Sin embargo, estas estrategias solo son eficaces hasta cierto tamaño del grupo. Como explica Yuval Harari en Sapiens, se ha comprobado que el número máximo de individuos humanos que puede colaborar en las tareas de supervivencia es de 150. A partir de esa cifra, el grupo se disgrega a menos que se encuentre, o se invente, una creencia común que actúe como aglutinante de una comunidad en la que sus integrantes ya no se conocen personalmente. De ahí que los primeros estados se sustentaran en una legitimidad mágico-religiosa.

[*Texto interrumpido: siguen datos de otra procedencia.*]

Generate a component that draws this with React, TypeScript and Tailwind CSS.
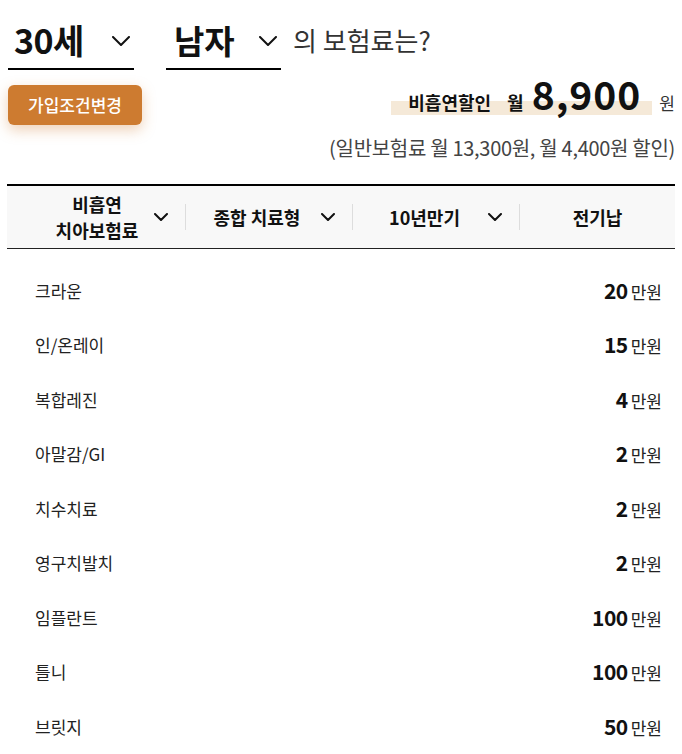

Las personas acostumbramos a creer en la existencia de entidades abstractas que, en realidad, no tienen fundamento real; en eso se basa desde nuestro sistema financiero hasta nuestras naciones. Las empresas multinacionales, por ejemplo, no existen (si no se lo creen, lean la inapelable justificación que hace Harari sobre la inexistencia de Peugeot). Y si las naciones son tan endebles, es porque son constructos mentales artificiales; en realidad, tampoco existen.

Sin embargo, es cierto que la creación de entidades políticas de mayor tamaño ofrece mejores oportunidades y contribuye a lograr la convivencia pacífica, ya que el número de guerras es directamente proporcional al número de estados. Pero es necesario comprender la psicología humana para que el 'invento' funcione. No olvidemos que este proceso es muy reciente: la mayoría de los Estados actuales no tienen ni dos siglos de existencia.

Como explicaba recientemente en un artículo en Abc César Cervera: «Dentro de la corriente historiográfica que sostiene que las naciones no son realidades objetivas, sino construcciones imaginadas, se apunta a la caída del viejo régimen como el punto de partida para que los grandes estados europeos empezaran a elaborar sus relatos nacionales. Hasta entonces, la legitimidad del Estado había sido dinástica-religiosa, pero la ruptura de aquel mundo en el siglo XIX requirió una nación que diera sustento al Estado. En definitiva, los estados hicieron naciones, no al revés».

Sería deseable que nuestra convivencia tuviera una vocación universal, fundamentada en nuestra común pertenencia al género humano, y que se basara en el convencimiento racional de que la unión constituye la mejor garantía de éxito para encarar el futuro. Pero en cuestión de afectos, el animal humano no es racional; si queremos que la ficción nacional (o supranacional) funcione, debemos crear un sentimiento de nación (lo mismo que de europeidad, o de humanidad), pero que, a diferencia del nacionalismo, sea integrador y no excluyente.

Sin embargo, en nuestro país hemos hecho justamente lo contrario: hemos entregado al nacionalismo las herramientas con las que se construye la conciencia nacional, y hemos renunciado a crear un sentimiento de afecto hacia esa realidad inventada que llamamos España, como consecuencia de los complejos heredados por la utilización que hizo la dictadura franquista de los símbolos nacionales. Por el contrario, el nacionalismo catalán, cuyo origen es fundamentalmente económico, lleva mucho tiempo construyendo su ficción nacional, ante la pasividad de los gobiernos centrales.

Algunos pretenden esgrimir ahora motivos racionales para justificar la conveniencia de seguir juntos. Pero España no existe fuera de nuestras mentes (como tampoco Cataluña); hay que crearla, y hay que hacerlo desde el corazón, no desde la razón.